Keberlanjutan transformasi sering kali sangat dipengaruhi ketersediaan sumber daya dan insentif.
Konsolidasi internal dan pengembangan kolaborasi eksternal PT akan jadi agenda utama di tahun ketiga dan keempat kebijakan Kampus Merdeka. Dua tantangan konkret yang harus dihadapi adalah pelembagaan (institutionalization) dan keberlanjutan (sustainability) transformasi yang diusung oleh kebijakan Kampus Merdeka.
Agar tak jadi program ad hoc (yang dikhawatirkan sebagai program sementara atau tergantung menterinya), PT dituntut secara konsisten melakukan transformasi. Ini hanya bisa berjalan hanya jika PT benar-benar menerima, mengakui, dan menyelami tujuan, esensi dan spirit dari kebijakan Kampus Merdeka. Kesetiaan pada tujuan PT sebagaimana ditetapkan dalam UU Dikti dan komitmen pada kesiapan menjawab disrupsi secara positif merupakan bagian penting pelembagaan transformasi.

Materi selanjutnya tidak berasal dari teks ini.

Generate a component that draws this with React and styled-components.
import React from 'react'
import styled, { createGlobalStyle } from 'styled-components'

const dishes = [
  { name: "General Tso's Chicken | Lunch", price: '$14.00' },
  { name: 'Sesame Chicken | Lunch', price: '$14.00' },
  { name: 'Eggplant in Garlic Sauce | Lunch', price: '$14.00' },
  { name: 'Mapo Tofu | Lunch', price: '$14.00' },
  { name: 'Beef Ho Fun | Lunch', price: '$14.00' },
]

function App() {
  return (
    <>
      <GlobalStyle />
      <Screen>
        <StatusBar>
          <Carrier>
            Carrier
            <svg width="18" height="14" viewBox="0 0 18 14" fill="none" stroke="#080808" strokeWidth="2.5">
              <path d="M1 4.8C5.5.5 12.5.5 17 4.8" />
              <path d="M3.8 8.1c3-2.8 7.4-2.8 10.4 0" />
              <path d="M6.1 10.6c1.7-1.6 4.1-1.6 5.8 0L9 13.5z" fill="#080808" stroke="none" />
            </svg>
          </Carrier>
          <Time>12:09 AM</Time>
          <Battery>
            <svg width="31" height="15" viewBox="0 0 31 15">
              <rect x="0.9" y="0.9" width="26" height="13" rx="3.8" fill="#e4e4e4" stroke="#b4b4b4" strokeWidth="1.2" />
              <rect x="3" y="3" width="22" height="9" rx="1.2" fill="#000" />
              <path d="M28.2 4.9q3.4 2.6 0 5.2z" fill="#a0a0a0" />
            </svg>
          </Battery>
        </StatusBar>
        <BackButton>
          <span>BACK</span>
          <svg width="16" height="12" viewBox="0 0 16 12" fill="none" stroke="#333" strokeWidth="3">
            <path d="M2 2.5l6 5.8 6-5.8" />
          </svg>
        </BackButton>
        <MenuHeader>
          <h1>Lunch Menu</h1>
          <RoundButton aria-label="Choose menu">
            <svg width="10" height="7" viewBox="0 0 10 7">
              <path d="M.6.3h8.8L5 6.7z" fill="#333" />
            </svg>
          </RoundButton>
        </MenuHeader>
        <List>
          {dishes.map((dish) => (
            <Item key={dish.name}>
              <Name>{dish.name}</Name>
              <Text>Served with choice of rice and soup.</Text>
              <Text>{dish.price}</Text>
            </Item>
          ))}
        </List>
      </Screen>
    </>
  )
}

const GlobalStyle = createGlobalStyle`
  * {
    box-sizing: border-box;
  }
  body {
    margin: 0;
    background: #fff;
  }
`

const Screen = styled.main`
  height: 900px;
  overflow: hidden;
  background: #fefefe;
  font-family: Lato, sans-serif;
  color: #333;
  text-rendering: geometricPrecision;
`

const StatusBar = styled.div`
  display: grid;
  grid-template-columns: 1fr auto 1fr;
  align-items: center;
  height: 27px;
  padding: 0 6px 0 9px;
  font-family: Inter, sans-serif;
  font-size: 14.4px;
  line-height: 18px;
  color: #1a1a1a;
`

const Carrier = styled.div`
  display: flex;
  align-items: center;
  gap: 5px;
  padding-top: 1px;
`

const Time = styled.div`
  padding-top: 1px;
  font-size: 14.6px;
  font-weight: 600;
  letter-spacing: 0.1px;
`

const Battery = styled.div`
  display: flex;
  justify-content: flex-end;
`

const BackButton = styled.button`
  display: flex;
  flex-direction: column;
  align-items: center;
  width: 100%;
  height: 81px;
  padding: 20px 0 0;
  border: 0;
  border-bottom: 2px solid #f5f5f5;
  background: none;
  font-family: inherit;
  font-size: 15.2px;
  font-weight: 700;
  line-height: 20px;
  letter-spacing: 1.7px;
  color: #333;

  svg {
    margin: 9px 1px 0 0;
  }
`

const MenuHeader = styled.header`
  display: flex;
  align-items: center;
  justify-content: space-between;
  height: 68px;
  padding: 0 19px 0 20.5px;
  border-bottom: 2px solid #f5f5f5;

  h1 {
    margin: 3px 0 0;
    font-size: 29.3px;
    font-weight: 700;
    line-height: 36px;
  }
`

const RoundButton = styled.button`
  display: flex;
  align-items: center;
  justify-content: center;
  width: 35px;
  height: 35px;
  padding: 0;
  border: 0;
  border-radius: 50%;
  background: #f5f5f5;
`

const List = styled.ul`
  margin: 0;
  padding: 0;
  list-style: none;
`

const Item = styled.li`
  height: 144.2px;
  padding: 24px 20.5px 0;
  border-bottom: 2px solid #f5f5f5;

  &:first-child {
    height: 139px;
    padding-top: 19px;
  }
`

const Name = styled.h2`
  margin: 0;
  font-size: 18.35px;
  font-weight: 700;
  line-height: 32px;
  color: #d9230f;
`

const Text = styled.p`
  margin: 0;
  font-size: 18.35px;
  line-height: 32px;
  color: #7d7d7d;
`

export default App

Keberlanjutan transformasi sering kali sangat dipengaruhi ketersediaan sumber daya dan insentif. Dalam konteks ini setiap PT diharapkan mampu mengelola dan menyediakan sendiri fasilitasi-fasilitasi itu bilamana suatu saat nanti Kemendikbudristek tak lagi menyediakannya.
Mengatasi tantangan ini terdapat dua strategi yang mungkin ditempuh, yaitu kolaborasi yang kian intensif dan ekstensif dengan mitra kerja sama PT (seperti BUMN/D dan DUDI). Di sini pembiayaan pendidikan tinggi dapat ditanggung bersama dengan dunia industri.
Baca juga : ”Mencari Kebahagiaan” Kampus (Merdeka)
Alternatif kedua adalah PT dituntut untuk melakukan restrukturisasi atau perubahan dalam penyelenggaraan pendidikan tinggi. Ini tampaknya tak mudah, apalagi untuk PTS, karena sumber dayanya sebagian besar dari uang kuliah mahasiswa.
Mendiversifikasi dan memperbesar penerimaan di luar uang kuliah menjadi tantangan berat agar dapat menjamin para dosen dan tenaga kependidikan dapat melakukan tanggung jawabnya secara profesional serta memastikan ketersediaan infrastruktur pendidikan dengan kualitas yang baik pula.
Sebagai catatan akhir, jika semua setia dengan tujuan pendidikan tinggi, yakni menghasilkan lulusan yang kompeten, berdaya saing, dan berkontribusi bagi pembangunan bangsa dan negara, maka perihal strategi, program atau cara untuk mewujudkannya bukanlah sesuatu yang harus menyurutkan tekad bersama.
Ungkapan ”seribu jalan menuju Roma” mungkin harus dilengkapi dengan ”seberapa cepat sampai di Roma”. Karena, bagaimanapun transformasi tetap harus memperhitungkan waktu. Dan untuk itu, kemerdekaan kampus secara diferensial merupakan syarat penting untuk tetap positif dan optimistis.